Last night, I was sorting through my collection of journals, trying to find an unused one. As I was checking each journal, a photograph fell out of one. I glanced at it and I realized it was of a former boyfriend from several years ago -- before I moved to my current city. For this post, I'll refer to this guy as Stockboy. As I glanced at Stockboy's picture, I was somewhat surprised by my rather unemotional and matter-of-fact response to finding it:
Oh, it's a picture of Stockboy. I wonder if I should keep it or throw it away.
I honestly wasn't sure what I wanted to do with the picture, which I found somewhat surprising. You see, I didn't feel any desire to keep the picture. My relationship with him is long over -- by slightly more than seven years -- and in the past. I have no desire to resurrect or relive that past. I don't have the slightest desire to seek him out and reconnect. I could go the rest of my life without really thinking of him or my relationship with him and find it perfectly fulfilling life.

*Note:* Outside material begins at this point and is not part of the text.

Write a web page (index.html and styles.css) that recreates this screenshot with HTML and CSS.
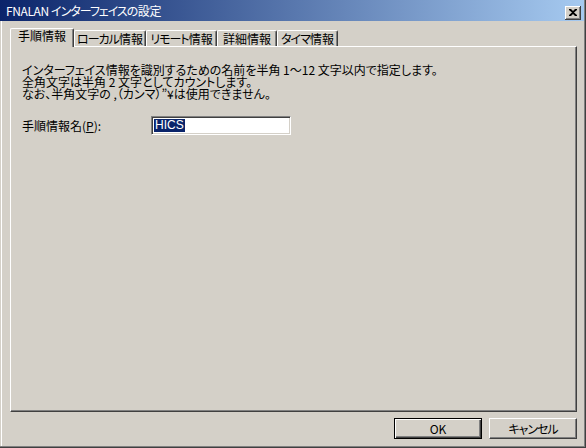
FILE: index.html
```html
<!DOCTYPE html>
<html lang="ja">
<head>
<meta charset="utf-8">
<title>FNALAN インターフェイスの設定</title>
<link rel="stylesheet" href="styles.css">
</head>
<body>
<div class="window">
  <div class="titlebar">
    <span class="title">FNALAN <span class="k">インターフェイス</span>の設定</span>
    <span class="close">
      <svg width="8" height="7" viewBox="0 0 8 7"><path d="M0 0h2l2 2 2-2h2v1L5 3.5 8 6v1H6L4 5 2 7H0V6l3-2.5L0 1z" fill="#000"/></svg>
    </span>
  </div>
  <div class="client">
    <div class="tabs">
      <div class="tab sel w1">手順情報</div>
      <div class="tab w2"><span class="k">ローカル</span>情報</div>
      <div class="tab w3"><span class="k">リモート</span>情報</div>
      <div class="tab w4">詳細情報</div>
      <div class="tab w5"><span class="k">タイマ</span>情報</div>
    </div>
    <div class="panel">
      <p class="desc">インターフェイス情報を識別するための名前を半角 1～12 文字以内で指定します。<br>全角文字は半角 2 文字としてカウントします。<br>なお、半角文字の ,（カンマ）”¥は使用できません。</p>
      <div class="field">
        <span class="label">手順情報名(<u>P</u>):</span>
        <span class="input"><span class="selected">HICS</span></span>
      </div>
    </div>
    <div class="buttons">
      <span class="btn default">OK</span>
      <span class="btn"><span class="k">キャンセル</span></span>
    </div>
  </div>
</div>
</body>
</html>
```
FILE: styles.css
```css
* { box-sizing: border-box; }
html, body { margin: 0; padding: 0; background: #d4d0c8; }
body {
  font-family: "Noto Sans CJK JP", "Liberation Sans", sans-serif;
  font-size: 12px;
  line-height: 12px;
  color: #000;
  font-feature-settings: "palt";
}
.k { letter-spacing: -1px; }
.window {
  width: 586px;
  height: 448px;
  display: flex;
  flex-direction: column;
  background: #d4d0c8;
  border-right: 1px solid #404040;
  border-bottom: 1px solid #404040;
  box-shadow: inset -1px -1px 0 #808080;
}
.titlebar {
  height: 21px;
  margin-right: 1px;
  display: flex;
  align-items: center;
  justify-content: space-between;
  padding: 1px 3px 0 6px;
  background: linear-gradient(to right, #0a246a, #a6caf0);
}
.title { color: #fff; font-size: 12px; letter-spacing: -0.4px; }
.close {
  width: 16px;
  height: 14px;
  margin-top: 3px;
  display: flex;
  align-items: center;
  justify-content: center;
  background: #d4d0c8;
  border-right: 1px solid #404040;
  border-bottom: 1px solid #404040;
  box-shadow: inset 1px 1px 0 #fff, inset -1px -1px 0 #808080;
}
.client {
  flex: 1;
  margin: 0 1px 1px 1px;
  border-left: 1px solid #fff;
  display: flex;
  flex-direction: column;
}
.tabs {
  margin-top: 7px;
  padding-left: 8px;
  height: 18px;
  display: flex;
  align-items: flex-end;
  position: relative;
  z-index: 1;
}
.tab {
  height: 16px;
  padding-top: 2px;
  text-align: center;
  white-space: nowrap;
  background: #d4d0c8;
  border-top: 1px solid #fff;
  border-left: 1px solid #fff;
  border-right: 1px solid #404040;
  border-radius: 2px 2px 0 0;
  box-shadow: inset -1px 0 0 #808080;
}
.tab.sel {
  height: 19px;
  margin-bottom: -1px;
  padding-top: 1px;
}
.w1 { width: 64px; }
.w2 { width: 72px; }
.w3 { width: 71px; }
.w4 { width: 60px; }
.w5 { width: 61px; }
.panel {
  margin-left: 8px;
  width: 567px;
  height: 366px;
  border-top: 1px solid #fff;
  border-left: 1px solid #fff;
  border-right: 1px solid #404040;
  border-bottom: 1px solid #404040;
  box-shadow: inset -1px -1px 0 #808080;
  padding: 17px 0 0 11px;
}
.desc { margin: 0; line-height: 12px; }
.field {
  margin-top: 16px;
  display: flex;
  align-items: center;
}
.label { width: 129px; }
.input {
  width: 140px;
  height: 19px;
  background: #fff;
  border-top: 1px solid #808080;
  border-left: 1px solid #808080;
  border-right: 1px solid #fff;
  border-bottom: 1px solid #fff;
  box-shadow: inset 1px 1px 0 #404040, inset -1px -1px 0 #d4d0c8;
  padding: 2px 0 0 2px;
  display: flex;
}
.selected {
  background: #0a246a;
  color: #fff;
  font-family: "Liberation Sans", sans-serif;
  font-size: 12px;
  line-height: 13px;
  height: 13px;
  padding: 0 1px;
}
.buttons {
  margin-top: 6px;
  padding-right: 7px;
  display: flex;
  justify-content: flex-end;
  gap: 7px;
}
.btn {
  width: 88px;
  height: 21px;
  display: flex;
  align-items: center;
  justify-content: center;
  background: #d4d0c8;
  border-top: 1px solid #fff;
  border-left: 1px solid #fff;
  border-right: 1px solid #404040;
  border-bottom: 1px solid #404040;
  box-shadow: inset -1px -1px 0 #808080;
}
.btn.default {
  border: 1px solid #000;
  box-shadow: inset 1px 1px 0 #fff, inset -1px -1px 0 #404040, inset -2px -2px 0 #808080;
}
```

At the same time, I had no major desire or need to get rid of the picture. I have no compulsion to keep Stockboy out of his life or bury lingering pains -- there are no such pains with regards to him -- by repressing memories of him or our time together. I can -- and occasionally do -- talk about times I spent with him very matter-of-factly as experiences that contribute to who I am and how I got to whre I am.
In the end, I decided to toss the picture. Since I had no desire to hold on to the picture and no need to cast it from my life, I took a practical approach to the question. Since I don't need or absolutely love the picture, it's effectively clutter, something I have way too much in my life. So I tossed the picture as something I don't need.
Besides, the memories are still there in the depths of my psyche. I don't need a picture to access them. Their presence there is a good thing. They may surface from time to time of their own accord. Or I may never think of them at all. Either way, it's okay with me. It's a part of my past I've made peace with, and that's all that matters.